Playing games is an interesting training for that kind of literacy. We can push and pull at the inputs and outputs of a system, and look at the relationship of parts and see how they add up as a whole. We need to understand complex systems to solve the massive, dynamic problems of today, such as climate change, global poverty, or the movement of migrant workers.

The simple binary narratives of the 20th century — good versus bad, the people I know versus the outsider — aren’t sufficient to grapple with the complexity of the problems of today.

However, the kind of systemic thinking that goes hand in hand with digital technology can also make problems worse, like gerrymandering electoral districts in the United States. In gaming, we call this a positive feedback loop. They’re using gamelike thinking, and, from a hardcore game player perspective, you can’t blame them, because they’re playing this game to win. But that’s not in the spirit it was meant to be played, which is the idea of a representative democracy.

How is the perception of computer games changing?

When I started as a game designer 25 years ago, people thought games were violent, addictive, and kids’ stuff. Video games are a little bit less in that place, and interviews like this are evidence that opinions are shifting. What we consider a cultural good changes over time.

There is always going to be some form of media — one day it was Dungeons & Dragons or rock ‘n’ roll, or comic books, or television — which is seen as negatively addictive or harmful. In the future people are going to consume some other form of media that sounds really harmful to you and I, while playing video games will be the generally accepted good that nobody questions.

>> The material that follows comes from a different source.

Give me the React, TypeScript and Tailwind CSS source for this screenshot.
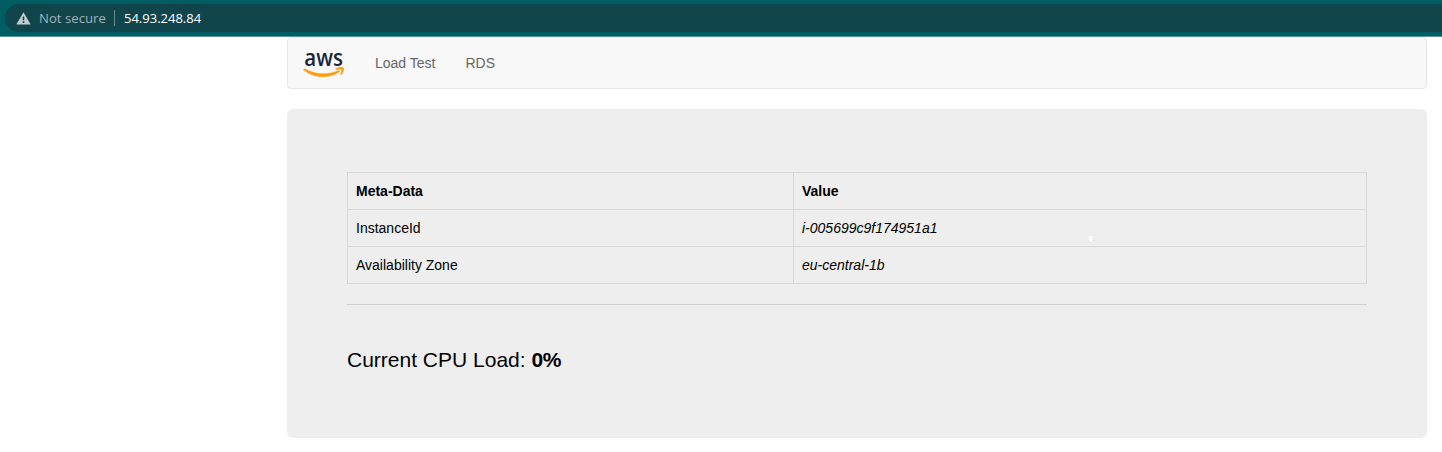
const rows = [
  { name: 'InstanceId', value: 'i-005699c9f174951a1' },
  { name: 'Availability Zone', value: 'eu-central-1b' },
];

function WarningIcon() {
  return (
    <svg className="block h-[13px] w-[15px]" viewBox="0 0 15 13">
      <path d="M7.5 0.3 14.7 12.6H0.3Z" fill="#c3cdcf" />
      <path d="M6.7 4.4h1.6v3.8H6.7zM6.7 9.3h1.6v1.6H6.7z" fill="#10444b" />
    </svg>
  );
}

function AwsLogo() {
  return (
    <svg className="block h-[44px] w-[42px] overflow-visible" viewBox="0 -8 42 44">
      <text
        x="1.3"
        y="16.8"
        textLength="38.6"
        lengthAdjust="spacingAndGlyphs"
        fill="#1b2638"
        className="font-['Open_Sans',sans-serif] text-[23px] leading-none font-semibold"
      >
        aws
      </text>
      <g transform="translate(0 1)" fill="#ff9a0a" stroke="#ff9a0a" strokeWidth="0.4">
        <path d="M0.7 19.2C1 18.8 1.4 18.7 2 19C12.5 24.7 24.5 25.1 35.6 20.7C36.6 20.3 37.3 21.1 36.4 21.8C26.2 29.2 10.6 28.4 0.9 20.1C0.5 19.8 0.5 19.5 0.7 19.2Z" />
        <path d="M33 18.5C35.4 16.9 40 16.9 40.6 17.8C41.1 18.8 40.2 23 38.1 24.7C37.7 25 37.3 24.8 37.5 24.3C38.1 22.9 38.9 20.4 38.4 19.7C37.9 19 35.2 19.2 33.5 19.4C32.8 19.5 32.6 18.9 33 18.5Z" />
      </g>
    </svg>
  );
}

function AddressBar() {
  return (
    <header className="h-[37px] border-b border-[#55989b] bg-[#015d64] pt-1 pl-[5px]">
      <div className="flex h-7 items-center rounded-l-full bg-[#10454c] pl-[11px] font-['Open_Sans',sans-serif] text-[13px] leading-7">
        <WarningIcon />
        <span className="ml-[8px] w-[67px] text-[13.2px] whitespace-nowrap text-[#a0b3b6]">Not secure</span>
        <span className="ml-2 h-4 w-px bg-[#66878b]" />
        <span className="ml-[9px] text-white">54.93.248.84</span>
      </div>
    </header>
  );
}

export default function App() {
  return (
    <div className="h-[452px] overflow-hidden bg-white font-['Liberation_Sans',Arial,sans-serif] text-sm text-black">
      <AddressBar />
      <div className="ml-[287px] w-[1140px]">
        <nav className="flex h-[52px] items-center rounded border border-[#e7e7e7] bg-[#f8f8f8] pl-[15px] text-[#666]">
          <AwsLogo />
          <a className="ml-[30px]">Load Test</a>
          <a className="ml-[30px]">RDS</a>
        </nav>
        <main className="relative mt-5 h-[329px] rounded-md bg-[#eee] px-[60px] pt-[63px]">
          <table className="w-full table-fixed border-collapse text-left leading-5">
            <colgroup>
              <col className="w-[446px]" />
              <col />
            </colgroup>
            <thead>
              <tr className="h-[37px]">
                <th className="border border-[#d9d9d9] px-2 py-0 font-bold">Meta-Data</th>
                <th className="border border-[#d9d9d9] px-2 py-0 font-bold">Value</th>
              </tr>
            </thead>
            <tbody>
              {rows.map((row) => (
                <tr key={row.name} className="h-[37px]">
                  <td className="border border-[#d9d9d9] px-2 py-0">{row.name}</td>
                  <td className="border border-[#d9d9d9] px-2 py-0 italic">{row.value}</td>
                </tr>
              ))}
            </tbody>
          </table>
          <span className="absolute top-[127px] left-[802px] h-[5px] w-[3px] bg-white" />
          <hr className="mt-5 border-[#d0d0d0]" />
          <p className="mt-10 text-[21px] leading-[30px]">
            Current CPU Load: <b className="tracking-[-0.4px]">0%</b>
          </p>
        </main>
      </div>
    </div>
  );
}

The deeper you play a game, the more you want to retro-engineer, modify and hack into it, so you can customize it and make it your own.

How can we stem the more problematic uses of computer games, such as addiction, social isolation, and gambling, and steer people towards more constructive ways of playing?

That’s an important question. I think about games like images. There are images we would recognize as harmful, like child pornography or Nazi propaganda, and there are images that we may say are more beneficial and culturally meaningful. Many activities, including games, are problematic if done in excess, but virtually anything that’s positive can also become addictive. Like eating disorders, the question is, how do we help people with otherwise important activities for human existence?

Media creators need to think about the kind of content and patterns they are designing for. There can be revenue models that can be exploitative to get people hooked or enticing them to pay more.

Do you worry about people, particularly children, spending a lot of time interacting with highly commercial and potentially exploitative computer games?

That’s an important concern, but a problem with our culture in general. One hundred years ago, children had a much less corporatized playing experience, roaming around the neighborhood and having adventures. Now they’re much more moderated by parents and the media environment they inhabit. Pokemon, Minecraft, Barb, and Disney princesses are now an indelible part of childhood.

But there are also seeds of hope in games. The deeper you play a game, the more you want to retro-engineer, modify, and hack into it, so you can customize it and make it your own. Many games blur the line between producers and consumers — Minecraft is a good example of that.

So games can provide new models for the way we engage with media that are not just centralized media broadcast messages to an audience, but a much more modular and participatory way of interacting, like social media.

What does the future hold?

What’s exciting for me is that gaming is a cultural form which is reinventing itself every several years. But the watchword of our time is not forgetting the human element, so that games don’t become overrun by the interest of contemporary hypercapitalism. At the NYU Game Center, we try to embed these human values and responsibility, saying to our students, that they’re inventing the culture for the next 100 years.